The tower was erected in 1997 on land belonging to Cliff Wicks despite angry opposition from town residents. The town passed a moratorium on such towers, but lost its case in court... an inevitability, many have since said, considering the wording of the 1996 Telecommunications Act which specifically removed local municipalities' ability to prevent cell towers being erected.

The argument then was simple: if America was to have a good quality cell phone system then thousands of towers would be needed, and localities everywhere would try to block them. Congress therefore limited local authorities' control over cell towers to questions of height, color, flashing lights and aesthetic concerns.

The City Hall Road tower was cut down from 180 feet to 120.

As is now very well understood, the cell phone has become the dominant technological motif of our day and the thirst for data and bandwidth has driven the industry to provide the equivalent of 1985-era supercomputers in our pockets, and ever higher efficiencies in antennas on their towers. Which has also meant more towers.

The Town of Rochester added two more in 2006-7, both on town-owned property. This provided full coverage in Rochester except for pockets in its extreme southeast and northwest areas. However, due to folds in the landscape, there are still weak spots in the rest of the coverage area.

Meanwhile, there has also been a wave of consolidation within the tower industry. The providers of cell service — Verizon, Sprint and AT&T — do not usually build or own towers; moreover, they nearly always "co-locate" on the towers that exist, with each provider holding a tier of antennas.
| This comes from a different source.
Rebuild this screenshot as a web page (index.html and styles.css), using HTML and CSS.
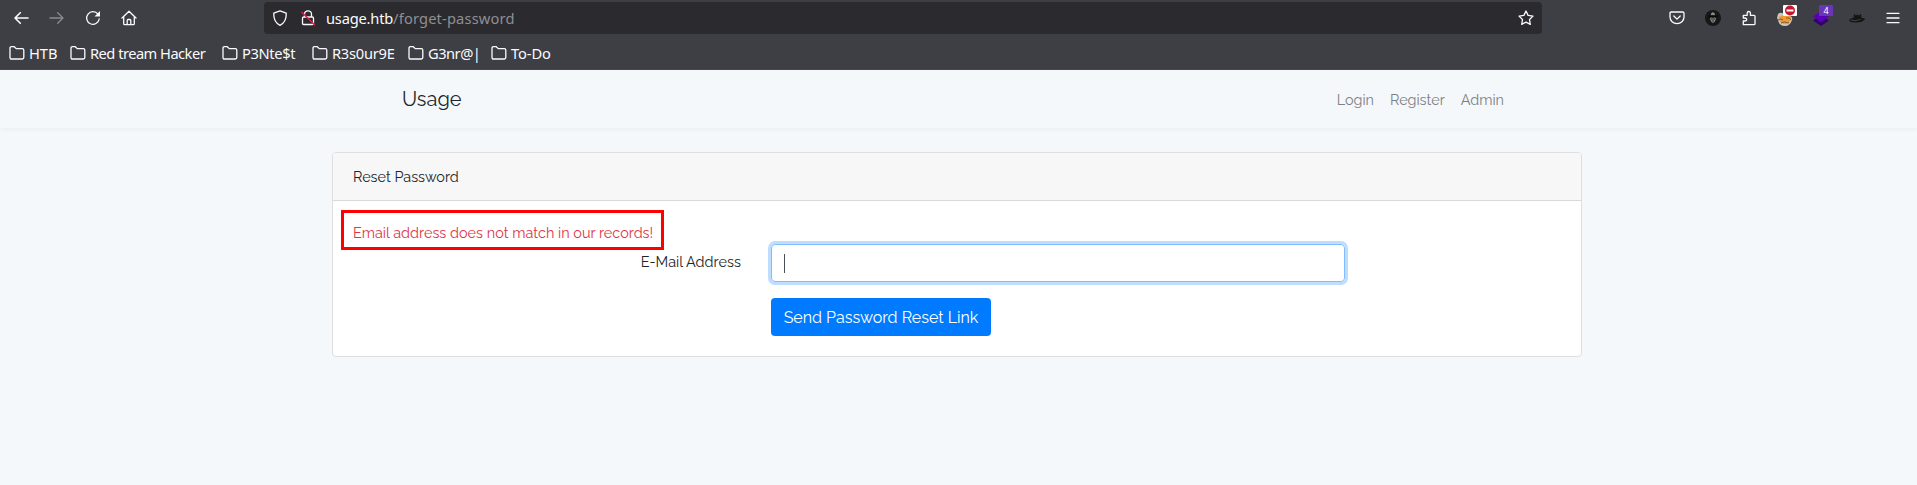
FILE: index.html
```html
<!DOCTYPE html>
<html lang="en">
<head>
<meta charset="utf-8">
<title>Usage</title>
<link rel="stylesheet" href="styles.css">
</head>
<body>
<svg class="defs" width="0" height="0">
  <symbol id="folder" viewBox="0 0 16 16"><path d="M1 12.6V3.2Q1 1.7 2.5 1.7H5.2L7.3 3.7H13.3Q14.8 3.7 14.8 5.2V12.6Q14.8 14 13.3 14H2.5Q1 14 1 12.6Z" fill="none" stroke="#fbfbfe" stroke-width="1.3"/></symbol>
</svg>
<header class="browser">
  <div class="toolbar">
    <div class="controls">
      <svg viewBox="0 0 16 16"><path d="M15 8H2M7.3 2.7L2 8l5.3 5.3" class="line thick"/></svg>
      <svg class="dim" viewBox="0 0 16 16"><path d="M1 8h13M8.7 2.7L14 8l-5.3 5.3" class="line"/></svg>
      <svg viewBox="0 0 16 16"><path d="M13 4.2A6.3 6.3 0 1 0 14.2 9" class="line"/><path d="M15 1v5.5H9.5Z" fill="#fbfbfe"/></svg>
      <svg viewBox="0 0 16 16"><path d="M1 8l7-6.7L15 8M2.7 6.8V13.7q0 1 1 1h8.6q1 0 1-1V6.8M6.2 14.5V10.5q0-1 1-1h1.6q1 0 1 1v4" class="line"/></svg>
    </div>
    <div class="address">
      <svg class="shield" viewBox="0 0 16 16"><path d="M8 .8L14.2 3.2C14.5 9 12.4 13.2 8 15.3C3.6 13.2 1.5 9 1.8 3.2Z" class="line"/></svg>
      <svg class="lock" viewBox="0 0 16 16"><path d="M4.5 7V4.3a3.5 3.5 0 0 1 7 0V7M3.7 7h8.6q1.2 0 1.2 1.2v5.1q0 1.2-1.2 1.2H3.7q-1.2 0-1.2-1.2V8.2Q2.5 7 3.7 7Z" class="line"/><path d="M1.5 2L15 15.2" stroke="#e6194b" stroke-width="1.5"/></svg>
      <span class="url"><b>usage.htb</b>/forget-password</span>
      <svg class="star" viewBox="0 0 16 16"><path d="M8 1l2.1 4.4 4.9.7-3.5 3.4.8 4.9L8 12.1l-4.3 2.3.8-4.9L1 6.1l4.9-.7Z" class="line"/></svg>
    </div>
    <div class="extensions">
      <svg viewBox="0 0 16 16"><path d="M2.3 2h11.4q1.3 0 1.3 1.3V7A7 6.7 0 0 1 1 7V3.3Q1 2 2.3 2ZM4.8 6L8 9.1 11.2 6" class="line"/></svg>
      <svg viewBox="0 0 16 16"><circle cx="8" cy="8" r="8" fill="#171717"/><path d="M5.8 5.3Q6 2.2 8 2.3T10.2 5.3Z" fill="#888"/><path d="M3.2 6.2h9.6" stroke="#080808" stroke-width="1.3"/><path d="M5 8q1.5-1 3 0 1.5-1 3 0-.4 4-3 5-2.6-1-3-5Z" fill="#858585"/><path d="M6 9h4M7 11h2" stroke="#333"/></svg>
      <svg viewBox="0 0 16 16"><path d="M2.3 14.7V11H4q1.7 0 1.7-1.5T4 8H2.3V5.3H6.2V3.1a1.6 1.6 0 0 1 3.2 0v2.2H13q1 0 1 1v7.4q0 1-1 1Z" class="line"/></svg>
      <span class="badged"><svg viewBox="0 0 16 16"><path d="M1 4q2-2 4-1l8 3q3 1 2 4-2 6-7 6-6 0-7-6l-1-2Z" fill="#c9c6bd"/><path d="M2 7q6-4 12 0 0 7-6 7T2 7Z" fill="#ee9a37"/><path d="M1 10q3-2 5 0M9 8q4-1 5 2M4 13q3-2 8 0" fill="none" stroke="#89582d"/></svg><svg class="badge stop" viewBox="0 0 14 11"><rect width="14" height="11" rx="1" fill="#fff"/><circle cx="7" cy="5.5" r="5" fill="#c6162e"/><path d="M3.5 5.5h7" stroke="#fff" stroke-width="2"/></svg></span>
      <span class="badged"><svg viewBox="0 0 16 16"><path d="M0 10.5L8 5l8 5.5L8 16Z" fill="#33006f"/><path d="M0 6.5L8 1l8 5.5L8 12.5Z" fill="#5900b5"/></svg><span class="badge count">4</span></span>
      <svg viewBox="0 0 16 16"><path d="M4.5 8L5 4.2q3-1 7 .1L12.5 8Q16 8 16 9.3 13 12.6 7 12.5.3 12.4.2 10.2.3 8.5 4.5 8Z" fill="#151515"/><path d="M1.5 10q4 2 10-.7M6 4.7q3-.5 5 .2" fill="none" stroke="#55555b" stroke-width=".7"/></svg>
      <svg viewBox="0 0 16 16"><path d="M2 3.3h12M2 8h12M2 12.7h12" class="line"/></svg>
    </div>
  </div>
  <nav class="bookmarks">
    <a class="w1"><svg><use href="#folder"/></svg>HTB</a>
    <a class="w2"><svg><use href="#folder"/></svg>Red tream Hacker</a>
    <a class="w3"><svg><use href="#folder"/></svg>P3Nte$t</a>
    <a class="w4"><svg><use href="#folder"/></svg>R3s0ur9E</a>
    <a class="w5"><svg><use href="#folder"/></svg>G3nr@|</a>
    <a class="w6"><svg><use href="#folder"/></svg>To-Do</a>
  </nav>
</header>
<nav class="navbar">
  <span class="brand">Usage</span>
  <div class="links"><a class="login">Login</a><a class="register">Register</a><a class="admin">Admin</a></div>
</nav>
<main class="card">
  <div class="card-header"><span>Reset Password</span></div>
  <div class="card-body">
    <div class="alert"><span>Email address does not match in our records!</span></div>
    <form class="form">
      <label>E-Mail Address</label>
      <div class="field"><i class="caret"></i></div>
      <button type="button">Send Password Reset Link</button>
    </form>
  </div>
</main>
</body>
</html>
```
FILE: styles.css
```css
* { box-sizing: border-box; }
body {
  margin: 0;
  height: 485px;
  overflow: hidden;
  background: #f4f8fb;
  color: #212529;
  font: 400 14.4px/23px Raleway, Lato, sans-serif;
}
.defs { position: absolute; }
svg { display: block; flex: none; width: 16px; height: 16px; }
.line { fill: none; stroke: #fbfbfe; stroke-width: 1.3; stroke-linecap: round; stroke-linejoin: round; }
.thick { stroke-width: 1.6; }
.dim { opacity: .4; }

.browser { height: 70px; background: #3e3f44; border-bottom: 1px solid #48494e; font: 400 14.67px/20px "Noto Sans", sans-serif; color: #fbfbfe; }
.toolbar { display: flex; height: 36px; align-items: center; }
.controls { display: flex; gap: 20px; width: 264px; padding-left: 13px; }
.address { display: flex; align-items: center; width: 1278px; height: 32px; background: #2b2a2f; border-radius: 4px; padding: 0 8px; }
.lock { margin-left: 12px; }
.url { margin-left: 10px; color: #8f8f94; letter-spacing: .16px; }
.url b { font-weight: 400; color: #fbfbfe; letter-spacing: -.2px; }
.star { margin-left: auto; }
.extensions { display: flex; gap: 20px; padding-left: 127px; }
.badged { position: relative; }
.badge { position: absolute; left: 6px; top: -5px; width: 14px; height: 11px; }
.count { background: #6a35b8; color: #fff; font-size: 9px; line-height: 11px; text-align: center; border-radius: 1px; }
.bookmarks { display: flex; height: 33px; padding-left: 9px; align-items: center; }
.bookmarks a { display: flex; align-items: center; gap: 4px; white-space: nowrap; }
.w1 { width: 61px; }
.w2 { width: 152px; letter-spacing: -.52px; }
.w3 { width: 90px; letter-spacing: -.35px; }
.w4 { width: 96px; letter-spacing: -.25px; }
.w5 { width: 83px; letter-spacing: -.5px; }
.w6 { letter-spacing: -.1px; }

.navbar { display: flex; justify-content: space-between; align-items: center; height: 58px; padding: 1px 413px 0 402px; box-shadow: 0 2px 4px rgba(0,0,0,.04); }
.brand { font-size: 20px; }
.links { display: flex; gap: 16px; color: #7e8082; }

.card { width: 1250px; height: 205px; margin: 24px 0 0 332px; background: #fff; border: 1px solid #dfdfdf; border-radius: 4px; overflow: hidden; }
.card-header { height: 48px; padding: 12px 20px; background: #f7f7f7; border-bottom: 1px solid #d9d9d9; }
.card-body { padding: 9px 8px; }
.alert { width: 323px; height: 40px; padding: 8px 9px 0; border: 3px solid #f00; color: #dc3545; white-space: nowrap; letter-spacing: .03px; }
.form { display: grid; grid-template-columns: 400px 574px; column-gap: 30px; row-gap: 16px; margin-top: -6px; }
.form label { text-align: right; padding-top: 6px; letter-spacing: .05px; }
.field { height: 38px; padding: 9px 12px; border: 1px solid #80bdff; border-radius: 4px; box-shadow: 0 0 0 3px #bfdeff; }
.caret { display: block; width: 1px; height: 19px; background: #495057; }
button { grid-column: 2; width: 220px; height: 38px; padding: 1px 0 0; border: 0; border-radius: 4px; background: #007bff; color: #fff; font: 400 16px/37px Raleway, Lato, sans-serif; }
```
The sponsoring company will take the top tier, and the others will negotiate for the second, third, fourth etc.

Last year, American Tower, the industry leader, was in negotiation to buy Global Tower, which owned the tower on City Hall Road. At that time, it now appears, Global Tower decided to conduct some upgrades of what it had and had a company called Peg Bandwidth brought in to put on some antenna dishes. Peg Bandwidth is a well-known firm that deals with the "backhaul requirements" for cell networks. Backhaul is the part of the network that intersects with the internet, meaning that data is beamed off the local tower to another, more central location, and from there the internet connection is made. This is crucial to cell phone companies' business today, which is moving from a 3G to a 4G platform, with ever increasing data flows, bandwidth and internet connectivity.

American Tower purchased Global Tower for $3.3 billion last December. The deal brought American Tower 5,400 more towers, and management rights to another 9,000 sites.

At the local level, residents noticed that there was work being done on the tower without any notice given, nor any planning permission.

"Global subcontracted the work; the tower needed to be reinforced to hold new antennas. So they put in three guy wires which meant, of course, that they dug out the ground and put in concrete blocks and wires up to the pole... The new antennas are for 4G," said Jason Broome, who has been active in opposing work on the tower, and now sits on Rochester's telecommunications committee. "This meant construction outside the fenced in area [100x100 feet, fenced around the tower.] The welding work took place at night in December, up on the tower. A lot of the work was done at night and these people, the subcontractors, they didn't know the area. They even delivered materials to peoples' houses by mistake."

According to Broome, all this caught the town flat-footed. Code enforcement officer Jerry Davis had not been informed, though AT&T was applying for permits for new 4G antennas, so a campaign began to have the town get the work redone, with permits, and to check that it was done properly.

Davis, as code enforcement officer, began this process but then discovered the effect of the Middle Class Tax Cut Act of 2012, specifically the section known as SEC 6409 Wireless Facilities Deployment. This amends the Telecommunications Act of 1996 and further limits local authority to control the co-location of new facilities, or the removal and replacement of existing facilities on existing towers or structures.

"We had them do borings on the concrete and it came in that they exceeded guidelines," said Rochester town supervisor Carl Chipman, who added that with the Middle Class Tax Cut Act further limiting town controls in this area, Davis decided to leave the work as it was. "To have them pull out the concrete and redo it might weaken the ground there. For the sake of safety, Jerry thought it was better to leave it after making them jump through all the hoops that we made them do.

Chipman acknowledged that this did not satisfy some residents.

"The difficult thing is we have limited local control in this and it's frustrating for everyone, particularly the neighbors," he said. "The biggest thing is that the town has to work harder to communicate with everyone and we have to be more vigilant on what they do up there."

Meanwhile the antennas for AT&T's 4G networking are still waiting to be put up on the tower.